あともう一本、観れたらどんなにか良いでしょうね!!
美味しい仕事には罠がある
88点 人生とはなにか?お金で買えるものは何か?
人生の失錯
冴えない男を装いながら、実はめちゃくちゃな能力を備えた超人(そんなキャラはアチコチの映画では見かける)……そんな下地は無いのに、優能力者の様な余裕をまとっている。
他のヒーローとは違って、徒手空拳で進んで行く。
いつ失敗するのか……これってフラグじゃ?…とかドキドキ厭な気持ちにさせ続けられた。
そんなハラハラをよそに、周りの皆んなを懐柔させていくアール、これこそヒーローの持つスーパー能力に匹敵する能力なのかも。
しかし、周りを惹き付ける自由気ままな生き方にも失錯がある……。
そして、時間は買う事が出来ないモノだ。
どちらを選んでも選ばなかった方に失錯が生じる事になるのだが、最期の最後は仕事より妻を選ぶ。
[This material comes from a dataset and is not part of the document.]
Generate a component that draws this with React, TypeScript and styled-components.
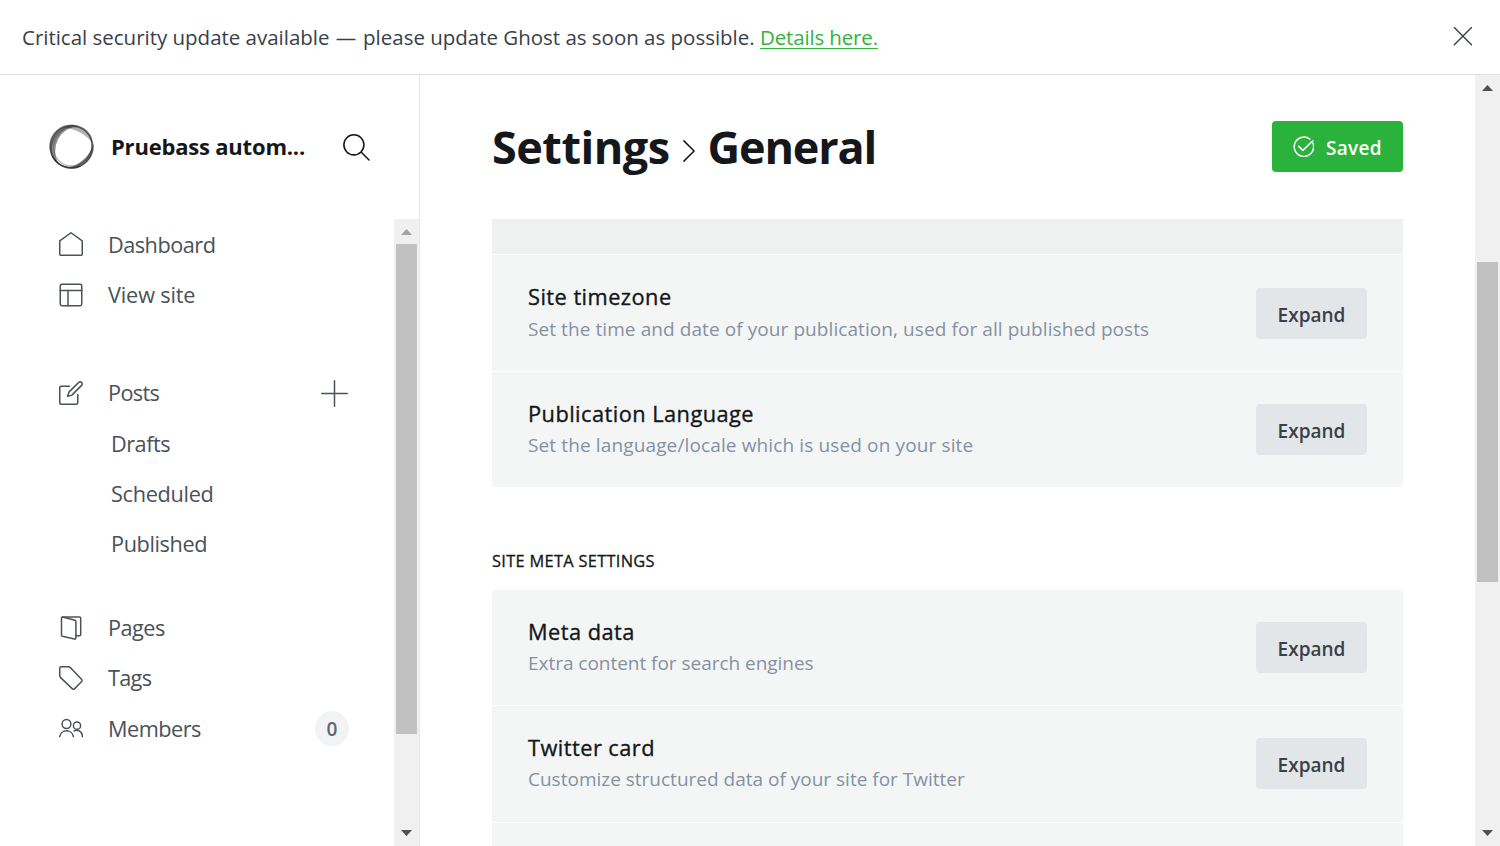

奨励される生き方では無いかもしれないが、深く突き刺さる生き様だ。
何が悪いとかそれはダメだ、といった批判抜きに没頭させる力強さの在る作品。
アールが育てた花! 家族の時間が経過した先に見えてきたもの
運び屋の仕事をしてきたアールは、仕事を
真面目にしてきた男性だったと思いました。
しかし、前妻のメアリーは家に夫のアールが
いない寂しい思いを募らせていたと思いました。
孫のジニーの結婚式に現れたアール。
華やかな花束も虚しくなるほど、冷たい
扱いをされたアールに声をかけてきた青年が
思い遣りがあったのが救いに見えました。
財産を失いそうになったアールにメキシコの麻薬組織の仕事が舞い込んだ!
車で荷物を運ぶ途中、警察にバレそうになりながら、機転を利かせて切り抜けるアールは
人生の酸いも甘いも噛み分ける、成熟した
男性の姿でした。
運び屋の仕事の途中でアールがメアリーの
葬儀に参加できたことは、家族の再生を
表現していました。
アールが警察に逮捕されて、裁判になったけれど
自分の人生間違いだらけだった。
と呟く場面は、悲しさを振り返る気持ちで
見ていました。
刑務所で花を育てることにより、家族の愛を
育てたかった心情が伝わるストーリーでした。